However, HTTPS is not a mechanism that makes nothing visible to the website side.
To display a website, the server needs to receive the request, process the contents, and return a response. For that reason, even with HTTPS, the destination server side handles request contents, cookies, login state, access time, and similar information.
In other words, HTTPS has strong meaning for protection in transit. On the other hand, it is not a mechanism for becoming anonymous to the destination website.
The understanding "HTTPS means anonymous" is wrong. HTTPS is important as a security technology, but it needs to be considered separately from anonymity.
Information recorded in server logs
A web server may record access logs. Log contents vary by server software and configuration, but generally the source of access, time, request, status code, transferred bytes, and similar information may be recorded.

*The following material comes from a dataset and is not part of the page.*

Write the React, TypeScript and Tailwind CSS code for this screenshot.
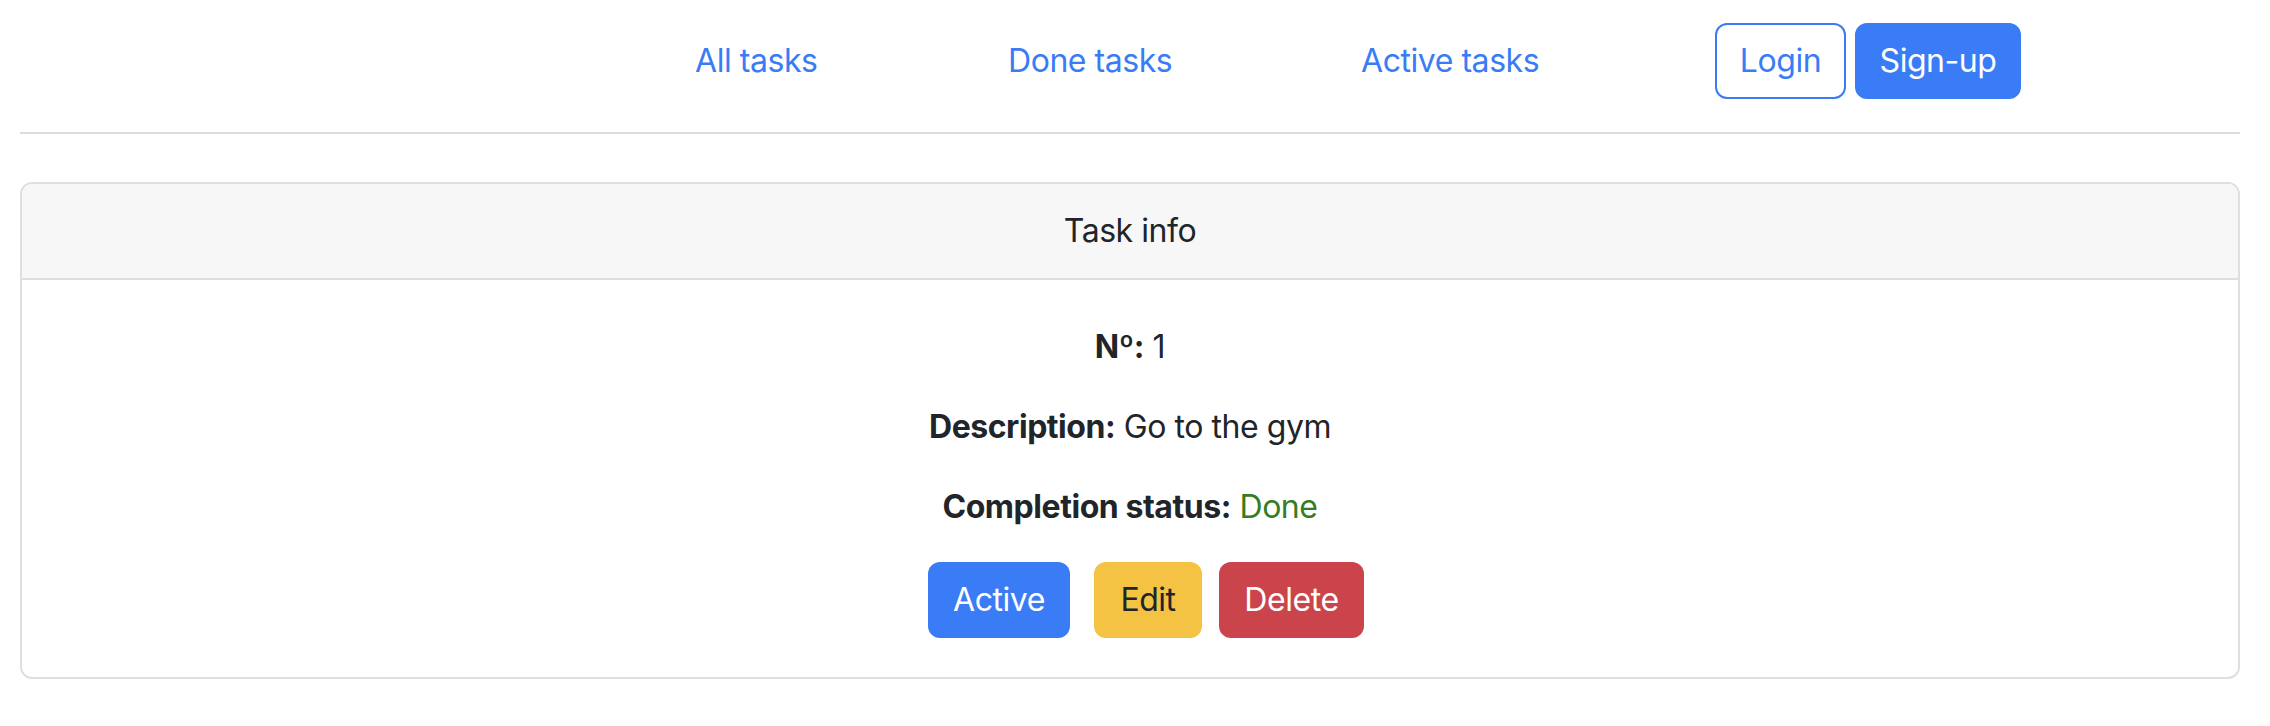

Depending on settings, User-Agent and referrer are also recorded.
| Information that may be included in logs | Meaning | Caution |
|---|---|---|
| Access source | Source IP address and proxy information | Visibility may change with CDN or reverse proxy configuration |
| Time | Date and time the request was processed | Tends to become an axis for matching with other logs |
| Request line | HTTP method, path, HTTP version, and similar values | URL path and query may be included |
| Status code | Response result such as 200, 404, or 500 | Used for access success/failure and error analysis |
| User-Agent | Browser, OS, and similar information | Becomes material for inferring the usage environment |
| Referrer | Which page the user came from | May not be sent, or only part may be sent, depending on policy |
Logs are used for site operation, incident investigation, security monitoring, abuse prevention, analytics, and similar purposes. From the perspective of anonymity, it is important to understand "in what form the fact that you accessed a website may be recorded."
Combinations matter more than single pieces of information
When thinking about anonymity, focusing on only one piece of information can easily lead to the wrong judgment.
Even if you hide only the IP address, if a cookie remains, you may be treated as the same browser. If you are logged in, access content may be linked to the account. User-Agent and browser characteristics become material for identifying the usage environment when combined with other information. Referrer and URL may indicate in what context and what you accessed.
| Information combination | How it appears | Impact on anonymity |
|---|---|---|
| IP address + access time | When and from which network the user came | May be matched with other records |
| Cookie + IP address | May be judged as the same browser even if the IP address changes | Network changes alone may not separate activity |
| Login state + browsing URL | What the account viewed | Activity may be linked to the account |
| User-Agent + device characteristics | Characteristics of the usage environment are visible | Becomes distinguishing material together with other information |
| Referrer + destination URL | Where the user came from and what they viewed | Browsing context and interests may be inferred |
For anonymity, instead of judging one piece of information in isolation by saying "this alone is fine," you need to think about how pieces of information connect with each other.
Summary
When you access a website, multiple pieces of information may be visible to the website side even if you did not enter your name.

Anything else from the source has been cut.